◆ WRITTEN PROBLEM
Go through the entries below and copy each line containing the word "TypeScript".

───── RECORD EXCERPTS ─────

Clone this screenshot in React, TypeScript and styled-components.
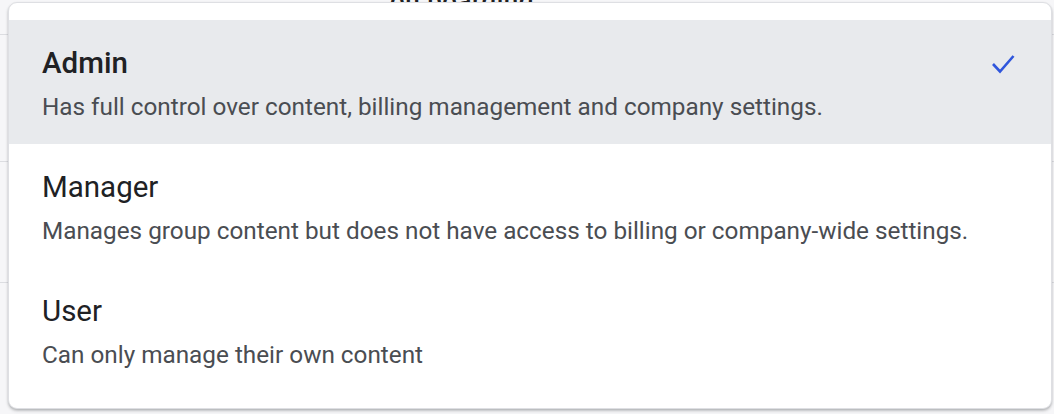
import styled, { createGlobalStyle } from "styled-components";

const GlobalStyle = createGlobalStyle`
  html, body {
    margin: 0;
    padding: 0;
    background: #ffffff;
    font-family: Roboto, "Noto Sans", Arial, sans-serif;
  }
`;

const Page = styled.div`
  position: relative;
  width: 1054px;
  height: 414px;
  overflow: hidden;
  background: #f6f6f8;
`;

const Backdrop = styled.div`
  display: flex;
  flex-direction: column;
`;

const BackRow = styled.div<{ $h: number }>`
  height: ${(p) => p.$h}px;
  border-bottom: 1px solid #dcdde1;
  display: flex;
  align-items: flex-end;
  padding-left: 390px;
`;

const BackText = styled.span`
  font-size: 26px;
  font-weight: 500;
  color: #202124;
  letter-spacing: 0.5px;
  margin-bottom: 18px;
`;

const Menu = styled.div`
  position: absolute;
  top: 2px;
  left: 8px;
  right: 2px;
  bottom: 5px;
  background: #ffffff;
  border: 1px solid #dedfe3;
  border-radius: 9px;
  box-shadow: 0 2px 3px rgba(60, 64, 67, 0.25), 0 1px 2px rgba(60, 64, 67, 0.15);
  padding: 17px 0 16px;
  box-sizing: border-box;
  display: flex;
  flex-direction: column;
`;

const Option = styled.div<{ $selected?: boolean }>`
  height: 124px;
  box-sizing: border-box;
  padding: 25px 36px 0 33px;
  display: flex;
  align-items: flex-start;
  justify-content: space-between;
  background: ${(p) => (p.$selected ? "#e8eaed" : "transparent")};
`;

const Text = styled.div`
  display: flex;
  flex-direction: column;
  gap: 11px;
`;

const Title = styled.div<{ $selected?: boolean }>`
  font-size: 29.5px;
  line-height: 36px;
  font-weight: ${(p) => (p.$selected ? 500 : 400)};
  color: #202124;
`;

const Desc = styled.div`
  font-size: 24.3px;
  line-height: 30px;
  color: #4a4d52;
`;

const Check = styled.svg`
  width: 24px;
  height: 20px;
  margin-top: 9px;
  flex-shrink: 0;
`;

const roles = [
  {
    name: "Admin",
    desc: "Has full control over content, billing management and company settings.",
    selected: true,
  },
  {
    name: "Manager",
    desc: "Manages group content but does not have access to billing or company-wide settings.",
  },
  { name: "User", desc: "Can only manage their own content" },
];

export default function App() {
  return (
    <>
      <GlobalStyle />
      <Page>
        <Backdrop>
          <BackRow $h={34}>
            <BackText>on boarding</BackText>
          </BackRow>
          <BackRow $h={126} />
          <BackRow $h={120} />
          <BackRow $h={134} />
        </Backdrop>
        <Menu>
          {roles.map((r) => (
            <Option key={r.name} $selected={r.selected}>
              <Text>
                <Title $selected={r.selected}>{r.name}</Title>
                <Desc>{r.desc}</Desc>
              </Text>
              {r.selected && (
                <Check viewBox="0 0 24 20">
                  <polyline
                    points="2,10 9,17.5 22.5,2"
                    fill="none"
                    stroke="#2f56dc"
                    strokeWidth="2.6"
                  />
                </Check>
              )}
            </Option>
          ))}
        </Menu>
      </Page>
    </>
  );
}
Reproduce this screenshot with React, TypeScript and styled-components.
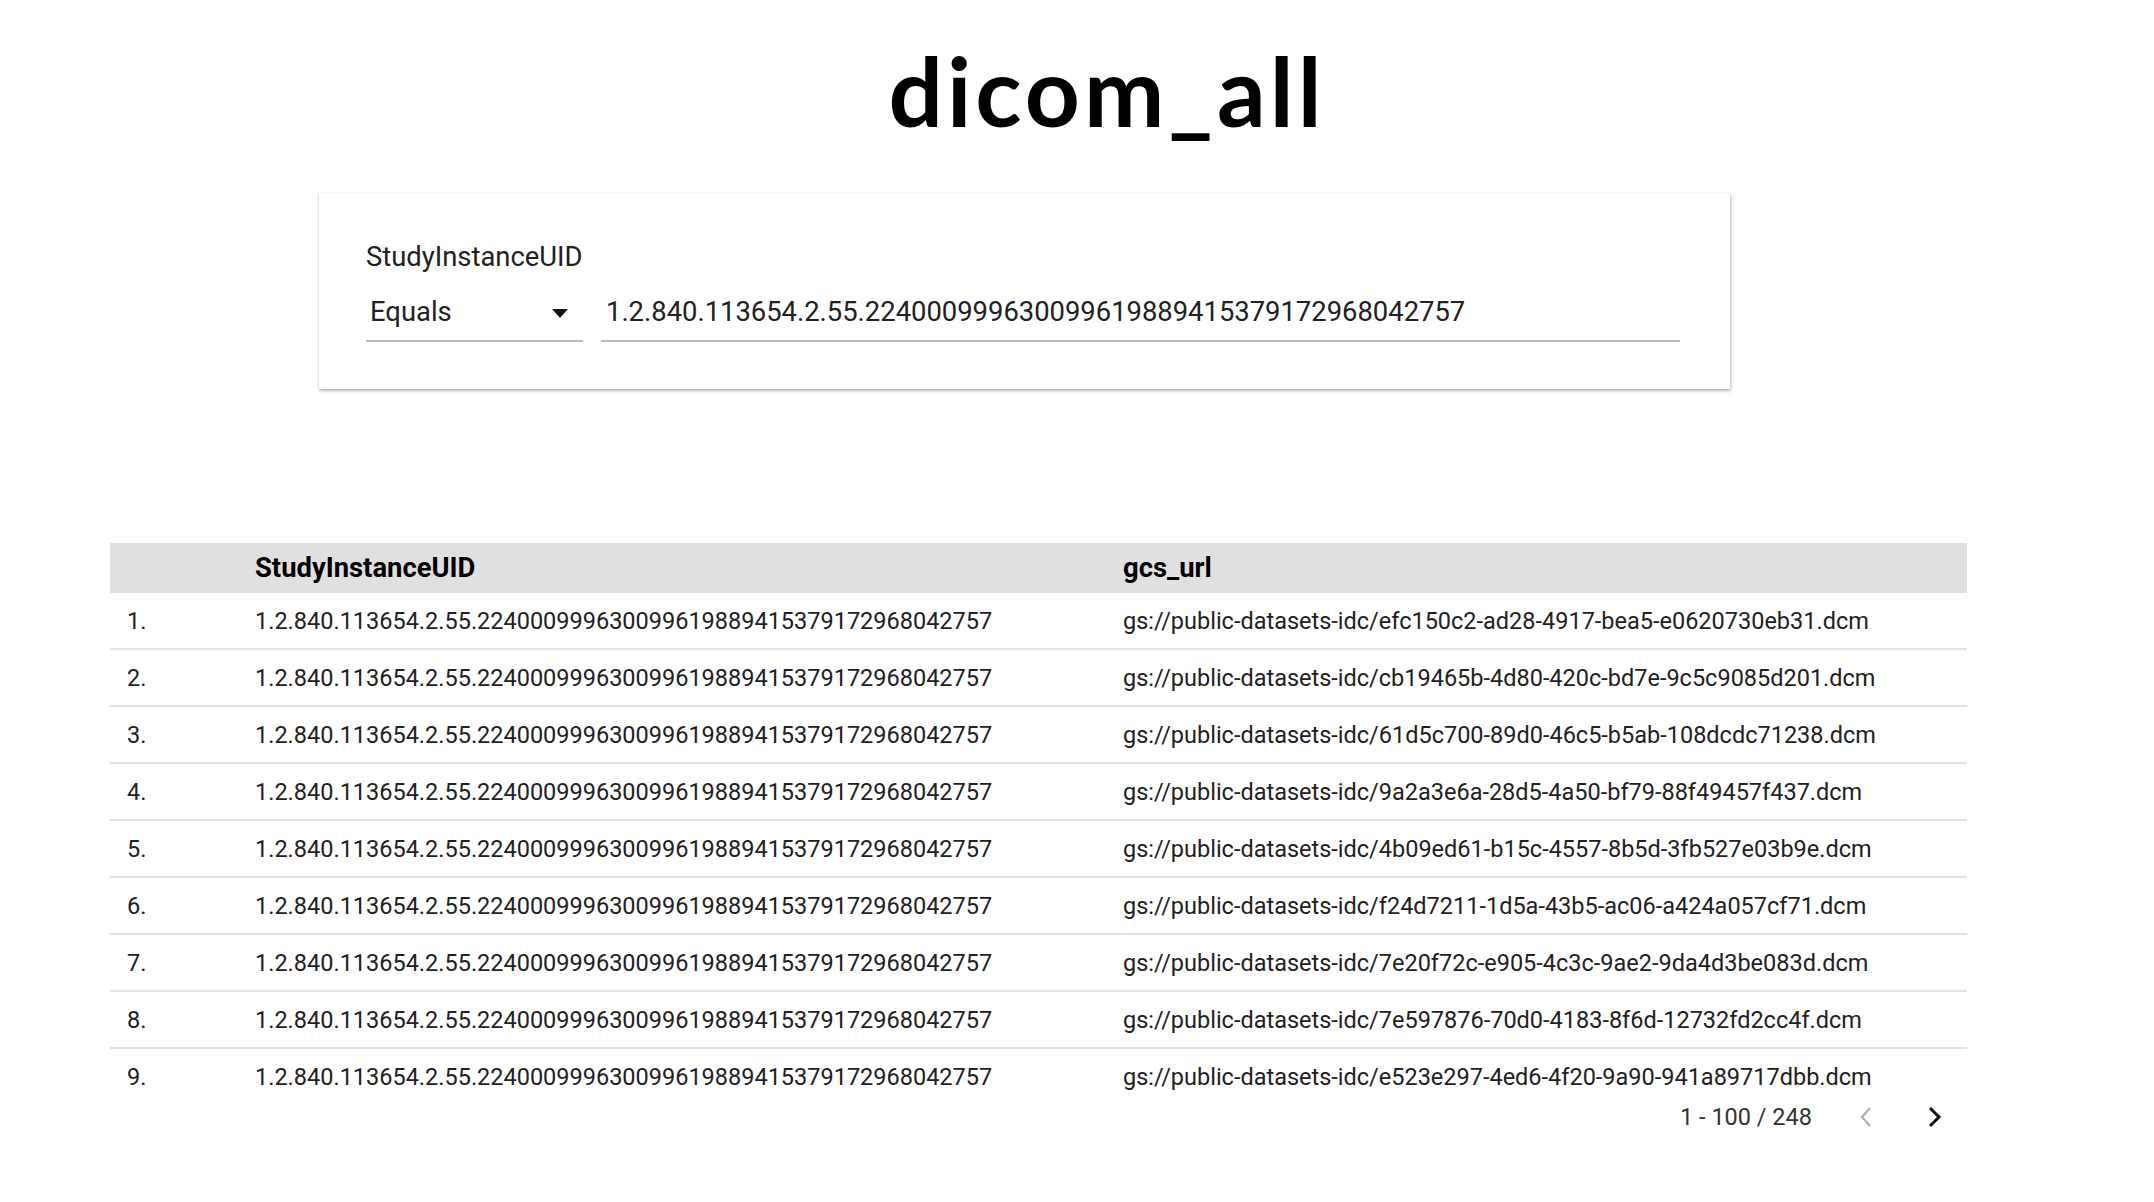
import React from "react";
import styled, { createGlobalStyle } from "styled-components";

const GlobalStyle = createGlobalStyle`
  html, body { margin: 0; padding: 0; background: #ffffff; }
  body { font-family: Roboto, "Liberation Sans", sans-serif; color: #212121; }
`;

const Page = styled.div`
  width: 2154px;
  height: 1202px;
  display: flex;
  flex-direction: column;
  overflow: hidden;
`;

const Title = styled.h1`
  margin: 25px 0 0 0;
  padding-left: 60px;
  text-align: center;
  font-family: Lato, "Open Sans", sans-serif;
  font-weight: 700;
  font-size: 96px;
  line-height: 130px;
  color: #000;
  letter-spacing: 4px;
`;

const FilterCard = styled.section`
  margin: 38px 0 0 319px;
  width: 1411px;
  height: 196px;
  box-sizing: border-box;
  padding: 48px 50px 0 47px;
  background: #fff;
  box-shadow: 0 1px 2px rgba(0, 0, 0, 0.18), 1px 2px 4px rgba(0, 0, 0, 0.22);
  display: flex;
  flex-direction: column;
  gap: 23px;
`;

const FieldLabel = styled.div`
  font-size: 27.4px;
  line-height: 32px;
  color: #212121;
`;

const Controls = styled.div`
  display: flex;
  gap: 18px;
`;

const Select = styled.div`
  width: 217px;
  flex: none;
  box-sizing: border-box;
  display: flex;
  align-items: center;
  justify-content: space-between;
  padding: 0 15px 12px 4px;
  border-bottom: 2px solid #bdbdbd;
  font-size: 27.4px;
  line-height: 32px;
`;

const Caret = styled.span`
  width: 0;
  height: 0;
  border-left: 8px solid transparent;
  border-right: 8px solid transparent;
  border-top: 9px solid #111;
  margin-top: 2px;
`;

const TextInput = styled.div`
  flex: 1;
  padding: 0 0 12px 5px;
  border-bottom: 2px solid #bdbdbd;
  font-size: 27.4px;
  line-height: 32px;
  color: #212121;
`;

const TableWrap = styled.div`
  margin: 154px 0 0 110px;
  width: 1857px;
  display: flex;
  flex-direction: column;
`;

const TableBody = styled.div`
  height: 507px;
  overflow: hidden;
`;

const Row = styled.div<{ $header?: boolean }>`
  display: grid;
  grid-template-columns: 145px 868px 1fr;
  align-items: center;
  height: ${(p) => (p.$header ? "50px" : "57px")};
  box-sizing: border-box;
  background: ${(p) => (p.$header ? "#e0e0e0" : "#fff")};
  border-bottom: ${(p) => (p.$header ? "none" : "2px solid #e2e2e2")};
  font-size: ${(p) => (p.$header ? "27.4px" : "23.5px")};
  font-weight: ${(p) => (p.$header ? 700 : 400)};
  color: ${(p) => (p.$header ? "#000" : "#212121")};
`;

const Cell = styled.div<{ $index?: boolean }>`
  padding-left: ${(p) => (p.$index ? "17px" : "0")};
  white-space: nowrap;
  overflow: hidden;
`;

const Pager = styled.div`
  display: flex;
  align-items: center;
  justify-content: flex-end;
  height: 34px;
  padding-right: 8px;
`;

const PagerText = styled.span`
  font-size: 23.5px;
  color: #333;
  margin-right: 30px;
`;

const PagerButton = styled.button<{ $disabled?: boolean }>`
  width: 48px;
  height: 34px;
  border: none;
  background: transparent;
  padding: 0;
  display: flex;
  align-items: center;
  justify-content: center;
  color: ${(p) => (p.$disabled ? "#b0b0b0" : "#111")};
  & + & { margin-left: 21px; }
`;

const uid = "1.2.840.113654.2.55.224000999630099619889415379172968042757";
const urls = [
  "gs://public-datasets-idc/efc150c2-ad28-4917-bea5-e0620730eb31.dcm",
  "gs://public-datasets-idc/cb19465b-4d80-420c-bd7e-9c5c9085d201.dcm",
  "gs://public-datasets-idc/61d5c700-89d0-46c5-b5ab-108dcdc71238.dcm",
  "gs://public-datasets-idc/9a2a3e6a-28d5-4a50-bf79-88f49457f437.dcm",
  "gs://public-datasets-idc/4b09ed61-b15c-4557-8b5d-3fb527e03b9e.dcm",
  "gs://public-datasets-idc/f24d7211-1d5a-43b5-ac06-a424a057cf71.dcm",
  "gs://public-datasets-idc/7e20f72c-e905-4c3c-9ae2-9da4d3be083d.dcm",
  "gs://public-datasets-idc/7e597876-70d0-4183-8f6d-12732fd2cc4f.dcm",
  "gs://public-datasets-idc/e523e297-4ed6-4f20-9a90-941a89717dbb.dcm",
];

export default function App() {
  return (
    <>
      <GlobalStyle />
      <Page>
        <Title>dicom_all</Title>
        <FilterCard>
          <FieldLabel>StudyInstanceUID</FieldLabel>
          <Controls>
            <Select>
              <span>Equals</span>
              <Caret />
            </Select>
            <TextInput>{uid}</TextInput>
          </Controls>
        </FilterCard>
        <TableWrap>
          <Row $header>
            <Cell $index />
            <Cell>StudyInstanceUID</Cell>
            <Cell>gcs_url</Cell>
          </Row>
          <TableBody>
            {urls.map((u, i) => (
              <Row key={u}>
                <Cell $index>{i + 1}.</Cell>
                <Cell>{uid}</Cell>
                <Cell>{u}</Cell>
              </Row>
            ))}
          </TableBody>
          <Pager>
            <PagerText>1 - 100 / 248</PagerText>
            <PagerButton $disabled aria-label="previous">
              <svg width="14" height="22" viewBox="0 0 14 22">
                <polyline points="11,2 3,11 11,20" fill="none" stroke="currentColor" strokeWidth="2.2" />
              </svg>
            </PagerButton>
            <PagerButton aria-label="next">
              <svg width="16" height="22" viewBox="0 0 16 22">
                <polyline points="3,2 12,11 3,20" fill="none" stroke="currentColor" strokeWidth="3" />
              </svg>
            </PagerButton>
          </Pager>
        </TableWrap>
      </Page>
    </>
  );
}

─────

◆ EXPECTED OUTPUT
Clone this screenshot in React, TypeScript and styled-components.
Reproduce this screenshot with React, TypeScript and styled-components.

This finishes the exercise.